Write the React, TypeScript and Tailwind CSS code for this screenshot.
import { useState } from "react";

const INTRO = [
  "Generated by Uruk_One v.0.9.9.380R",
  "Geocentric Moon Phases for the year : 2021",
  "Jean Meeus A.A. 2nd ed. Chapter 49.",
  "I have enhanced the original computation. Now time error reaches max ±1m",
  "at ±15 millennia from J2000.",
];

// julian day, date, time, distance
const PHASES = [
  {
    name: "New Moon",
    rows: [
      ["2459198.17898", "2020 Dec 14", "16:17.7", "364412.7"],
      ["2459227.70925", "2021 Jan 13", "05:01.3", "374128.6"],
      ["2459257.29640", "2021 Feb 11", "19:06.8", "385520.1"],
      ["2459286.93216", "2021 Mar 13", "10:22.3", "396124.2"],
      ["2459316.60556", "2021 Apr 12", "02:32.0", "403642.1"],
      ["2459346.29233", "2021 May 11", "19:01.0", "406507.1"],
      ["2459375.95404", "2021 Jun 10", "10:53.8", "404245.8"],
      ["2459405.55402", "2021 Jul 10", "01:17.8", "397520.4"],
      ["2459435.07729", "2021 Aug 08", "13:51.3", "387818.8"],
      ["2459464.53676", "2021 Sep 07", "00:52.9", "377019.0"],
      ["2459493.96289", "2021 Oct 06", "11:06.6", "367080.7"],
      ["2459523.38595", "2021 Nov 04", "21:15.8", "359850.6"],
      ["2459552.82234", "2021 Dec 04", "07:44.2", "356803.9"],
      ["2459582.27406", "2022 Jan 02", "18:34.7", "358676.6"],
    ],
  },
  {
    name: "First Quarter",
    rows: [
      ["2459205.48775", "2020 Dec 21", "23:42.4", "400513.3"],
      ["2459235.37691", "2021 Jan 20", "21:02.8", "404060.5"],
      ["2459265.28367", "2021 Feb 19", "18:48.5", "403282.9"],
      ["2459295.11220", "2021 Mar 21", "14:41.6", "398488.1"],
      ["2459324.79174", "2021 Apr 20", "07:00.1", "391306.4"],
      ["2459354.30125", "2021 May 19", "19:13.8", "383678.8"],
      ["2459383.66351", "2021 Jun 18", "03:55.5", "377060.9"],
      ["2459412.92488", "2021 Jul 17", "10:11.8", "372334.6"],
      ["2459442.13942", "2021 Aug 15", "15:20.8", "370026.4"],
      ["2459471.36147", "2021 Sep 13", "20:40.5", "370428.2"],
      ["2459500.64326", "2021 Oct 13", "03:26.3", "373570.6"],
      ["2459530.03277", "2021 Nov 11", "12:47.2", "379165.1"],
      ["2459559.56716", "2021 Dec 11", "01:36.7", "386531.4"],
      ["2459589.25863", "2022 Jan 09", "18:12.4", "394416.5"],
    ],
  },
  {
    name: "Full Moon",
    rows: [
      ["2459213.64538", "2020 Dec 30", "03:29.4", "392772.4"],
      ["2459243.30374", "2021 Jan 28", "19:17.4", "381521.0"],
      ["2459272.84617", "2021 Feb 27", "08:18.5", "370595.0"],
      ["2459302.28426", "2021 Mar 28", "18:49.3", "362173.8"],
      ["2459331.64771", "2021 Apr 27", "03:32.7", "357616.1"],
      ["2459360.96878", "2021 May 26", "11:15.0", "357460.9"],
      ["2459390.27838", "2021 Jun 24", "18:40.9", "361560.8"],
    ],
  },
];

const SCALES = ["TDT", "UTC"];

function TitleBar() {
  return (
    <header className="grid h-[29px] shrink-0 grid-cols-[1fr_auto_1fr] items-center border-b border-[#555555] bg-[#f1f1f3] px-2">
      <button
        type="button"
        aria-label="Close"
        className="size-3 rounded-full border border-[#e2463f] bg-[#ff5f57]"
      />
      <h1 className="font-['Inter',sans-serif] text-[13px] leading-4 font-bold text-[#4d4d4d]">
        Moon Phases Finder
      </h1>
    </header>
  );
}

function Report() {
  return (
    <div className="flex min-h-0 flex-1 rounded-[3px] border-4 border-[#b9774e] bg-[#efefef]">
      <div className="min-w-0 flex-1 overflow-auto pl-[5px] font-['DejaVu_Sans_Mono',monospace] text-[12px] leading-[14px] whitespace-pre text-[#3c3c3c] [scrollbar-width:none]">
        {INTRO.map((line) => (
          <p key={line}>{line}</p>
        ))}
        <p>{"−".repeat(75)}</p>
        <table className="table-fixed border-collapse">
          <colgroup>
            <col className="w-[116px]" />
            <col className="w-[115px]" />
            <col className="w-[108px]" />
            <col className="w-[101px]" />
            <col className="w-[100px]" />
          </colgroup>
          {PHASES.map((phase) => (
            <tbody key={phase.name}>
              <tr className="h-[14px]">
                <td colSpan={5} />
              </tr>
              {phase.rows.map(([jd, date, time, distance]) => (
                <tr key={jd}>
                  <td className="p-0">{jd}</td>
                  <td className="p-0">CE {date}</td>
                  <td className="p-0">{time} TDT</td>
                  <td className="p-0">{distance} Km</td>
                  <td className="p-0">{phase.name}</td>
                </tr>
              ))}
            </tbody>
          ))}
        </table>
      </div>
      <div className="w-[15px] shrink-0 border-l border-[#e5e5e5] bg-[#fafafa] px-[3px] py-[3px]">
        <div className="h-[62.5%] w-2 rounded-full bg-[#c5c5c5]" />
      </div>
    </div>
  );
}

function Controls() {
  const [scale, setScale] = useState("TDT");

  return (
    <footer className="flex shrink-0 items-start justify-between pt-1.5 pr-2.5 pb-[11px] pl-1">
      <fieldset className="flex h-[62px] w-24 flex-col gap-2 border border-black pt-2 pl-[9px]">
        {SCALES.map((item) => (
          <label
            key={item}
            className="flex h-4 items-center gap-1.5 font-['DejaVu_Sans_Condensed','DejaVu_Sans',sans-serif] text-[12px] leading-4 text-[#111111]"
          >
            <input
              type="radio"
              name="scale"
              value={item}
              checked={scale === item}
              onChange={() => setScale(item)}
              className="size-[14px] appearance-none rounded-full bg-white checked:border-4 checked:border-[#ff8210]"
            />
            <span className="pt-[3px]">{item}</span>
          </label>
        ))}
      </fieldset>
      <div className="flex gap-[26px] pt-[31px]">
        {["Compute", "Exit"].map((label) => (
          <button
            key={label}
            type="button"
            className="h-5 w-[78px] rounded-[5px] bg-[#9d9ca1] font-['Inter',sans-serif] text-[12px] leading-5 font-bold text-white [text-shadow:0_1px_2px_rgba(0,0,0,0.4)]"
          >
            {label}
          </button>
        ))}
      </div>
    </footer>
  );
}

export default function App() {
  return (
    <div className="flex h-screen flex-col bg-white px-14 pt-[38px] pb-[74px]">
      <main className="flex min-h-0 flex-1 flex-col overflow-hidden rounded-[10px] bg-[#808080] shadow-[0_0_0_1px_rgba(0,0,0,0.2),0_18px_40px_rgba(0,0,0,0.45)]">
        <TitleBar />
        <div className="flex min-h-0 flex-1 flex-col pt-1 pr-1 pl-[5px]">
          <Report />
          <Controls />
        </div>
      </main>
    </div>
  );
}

--

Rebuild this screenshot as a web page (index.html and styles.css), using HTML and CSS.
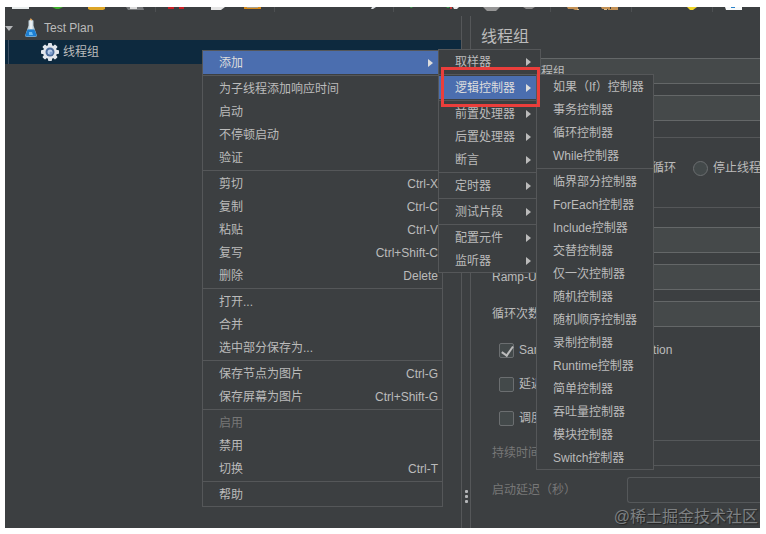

--

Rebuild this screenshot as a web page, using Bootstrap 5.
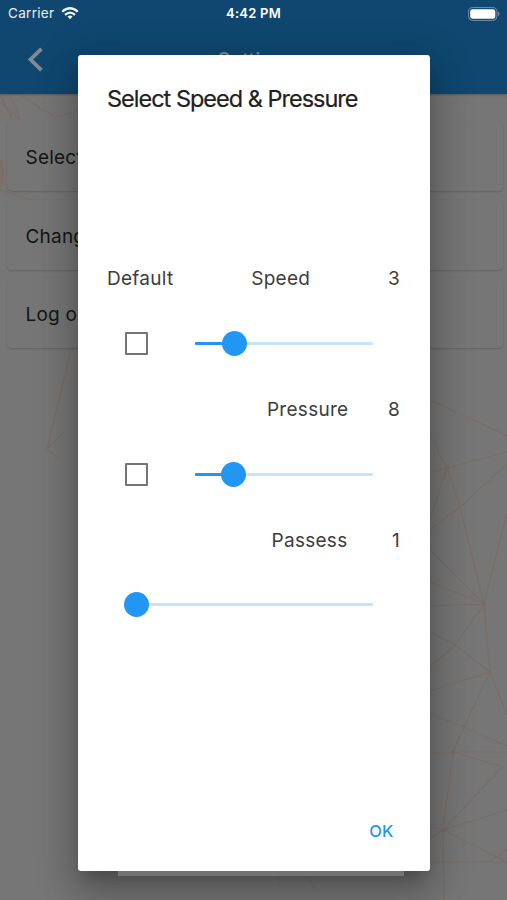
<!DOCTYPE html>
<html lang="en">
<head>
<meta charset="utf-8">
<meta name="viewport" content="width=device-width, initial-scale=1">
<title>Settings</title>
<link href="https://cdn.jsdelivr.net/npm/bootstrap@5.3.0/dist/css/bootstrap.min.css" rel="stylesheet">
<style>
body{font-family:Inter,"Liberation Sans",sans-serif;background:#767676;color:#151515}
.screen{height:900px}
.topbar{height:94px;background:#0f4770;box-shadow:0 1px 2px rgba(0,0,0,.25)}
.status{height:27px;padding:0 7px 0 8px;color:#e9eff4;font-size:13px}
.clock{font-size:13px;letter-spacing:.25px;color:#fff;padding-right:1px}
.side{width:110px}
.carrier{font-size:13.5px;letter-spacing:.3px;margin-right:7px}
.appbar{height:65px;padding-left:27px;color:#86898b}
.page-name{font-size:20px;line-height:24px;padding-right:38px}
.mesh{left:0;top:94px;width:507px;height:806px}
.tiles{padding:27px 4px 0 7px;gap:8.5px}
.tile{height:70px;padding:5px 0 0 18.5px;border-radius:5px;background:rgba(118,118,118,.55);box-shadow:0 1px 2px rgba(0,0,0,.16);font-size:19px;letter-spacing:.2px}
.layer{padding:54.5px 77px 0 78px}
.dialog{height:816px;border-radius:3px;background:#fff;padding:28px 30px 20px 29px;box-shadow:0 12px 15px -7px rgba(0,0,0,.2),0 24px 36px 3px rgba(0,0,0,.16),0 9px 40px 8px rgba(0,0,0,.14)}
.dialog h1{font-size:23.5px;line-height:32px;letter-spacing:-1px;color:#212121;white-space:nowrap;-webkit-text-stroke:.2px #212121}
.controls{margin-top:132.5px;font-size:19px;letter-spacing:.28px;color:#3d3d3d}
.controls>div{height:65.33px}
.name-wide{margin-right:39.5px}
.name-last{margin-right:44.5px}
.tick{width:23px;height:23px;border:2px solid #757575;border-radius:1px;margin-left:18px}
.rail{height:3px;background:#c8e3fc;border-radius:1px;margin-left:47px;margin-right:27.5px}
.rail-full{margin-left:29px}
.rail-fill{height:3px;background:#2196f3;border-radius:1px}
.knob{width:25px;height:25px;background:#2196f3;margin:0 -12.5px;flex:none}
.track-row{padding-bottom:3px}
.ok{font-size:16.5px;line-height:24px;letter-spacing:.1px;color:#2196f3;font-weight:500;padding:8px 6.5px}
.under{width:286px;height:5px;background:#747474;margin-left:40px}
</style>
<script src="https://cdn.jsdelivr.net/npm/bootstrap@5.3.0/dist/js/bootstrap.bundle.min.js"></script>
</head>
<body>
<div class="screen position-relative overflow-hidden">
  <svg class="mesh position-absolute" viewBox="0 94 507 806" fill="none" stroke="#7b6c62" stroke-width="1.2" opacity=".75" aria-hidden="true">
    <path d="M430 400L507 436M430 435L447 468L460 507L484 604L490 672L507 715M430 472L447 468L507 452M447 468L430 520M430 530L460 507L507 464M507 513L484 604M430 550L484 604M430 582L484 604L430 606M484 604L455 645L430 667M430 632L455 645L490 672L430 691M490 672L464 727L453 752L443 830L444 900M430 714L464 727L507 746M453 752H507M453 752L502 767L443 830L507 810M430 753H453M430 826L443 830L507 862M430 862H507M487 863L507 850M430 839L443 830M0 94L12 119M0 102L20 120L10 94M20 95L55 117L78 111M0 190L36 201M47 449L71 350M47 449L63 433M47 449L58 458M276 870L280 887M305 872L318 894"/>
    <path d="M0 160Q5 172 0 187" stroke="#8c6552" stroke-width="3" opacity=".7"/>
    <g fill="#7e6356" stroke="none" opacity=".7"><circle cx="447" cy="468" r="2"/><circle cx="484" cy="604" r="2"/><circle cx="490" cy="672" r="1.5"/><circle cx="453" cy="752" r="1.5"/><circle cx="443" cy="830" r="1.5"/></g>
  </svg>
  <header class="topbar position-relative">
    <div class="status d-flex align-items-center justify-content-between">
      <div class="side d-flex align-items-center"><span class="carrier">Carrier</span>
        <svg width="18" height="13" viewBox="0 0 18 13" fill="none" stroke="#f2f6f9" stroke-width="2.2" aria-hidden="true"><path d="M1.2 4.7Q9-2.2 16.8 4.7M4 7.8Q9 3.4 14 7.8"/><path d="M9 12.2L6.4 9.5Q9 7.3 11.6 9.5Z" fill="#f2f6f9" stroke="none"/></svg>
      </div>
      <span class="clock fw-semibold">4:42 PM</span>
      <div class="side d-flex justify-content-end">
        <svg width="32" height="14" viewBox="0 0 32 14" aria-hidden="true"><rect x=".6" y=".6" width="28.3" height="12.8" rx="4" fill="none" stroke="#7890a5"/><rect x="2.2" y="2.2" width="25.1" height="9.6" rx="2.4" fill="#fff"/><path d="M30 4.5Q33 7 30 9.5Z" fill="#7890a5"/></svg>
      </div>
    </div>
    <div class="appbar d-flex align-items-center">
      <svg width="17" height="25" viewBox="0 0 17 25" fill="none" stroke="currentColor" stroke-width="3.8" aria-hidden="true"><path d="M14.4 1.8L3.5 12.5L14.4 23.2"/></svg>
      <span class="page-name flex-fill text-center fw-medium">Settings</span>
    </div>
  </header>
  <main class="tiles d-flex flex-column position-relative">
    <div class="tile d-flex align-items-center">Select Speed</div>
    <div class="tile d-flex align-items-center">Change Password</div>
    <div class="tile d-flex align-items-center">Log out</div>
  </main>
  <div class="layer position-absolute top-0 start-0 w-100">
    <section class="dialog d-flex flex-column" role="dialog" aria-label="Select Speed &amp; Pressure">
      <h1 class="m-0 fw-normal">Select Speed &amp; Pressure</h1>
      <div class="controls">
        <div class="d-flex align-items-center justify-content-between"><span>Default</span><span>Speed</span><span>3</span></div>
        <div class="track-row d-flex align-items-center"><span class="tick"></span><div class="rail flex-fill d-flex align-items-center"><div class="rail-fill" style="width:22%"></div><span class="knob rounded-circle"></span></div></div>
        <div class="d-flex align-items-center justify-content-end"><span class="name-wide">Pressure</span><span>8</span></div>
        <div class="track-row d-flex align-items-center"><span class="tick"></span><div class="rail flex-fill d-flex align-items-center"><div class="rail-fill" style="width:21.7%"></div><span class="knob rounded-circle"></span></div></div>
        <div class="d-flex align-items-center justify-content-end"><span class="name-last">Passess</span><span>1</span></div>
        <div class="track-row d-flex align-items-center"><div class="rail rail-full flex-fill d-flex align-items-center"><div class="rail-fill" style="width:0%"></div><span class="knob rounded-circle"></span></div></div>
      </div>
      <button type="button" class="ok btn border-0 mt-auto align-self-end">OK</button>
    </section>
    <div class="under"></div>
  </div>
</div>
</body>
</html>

▶ What to produce: Copy all the lines above that hold the string "page".

▶ Response to the exercise:
Rebuild this screenshot as a web page (index.html and styles.css), using HTML and CSS.
Rebuild this screenshot as a web page, using Bootstrap 5.
.page-name{font-size:20px;line-height:24px;padding-right:38px}
      <span class="page-name flex-fill text-center fw-medium">Settings</span>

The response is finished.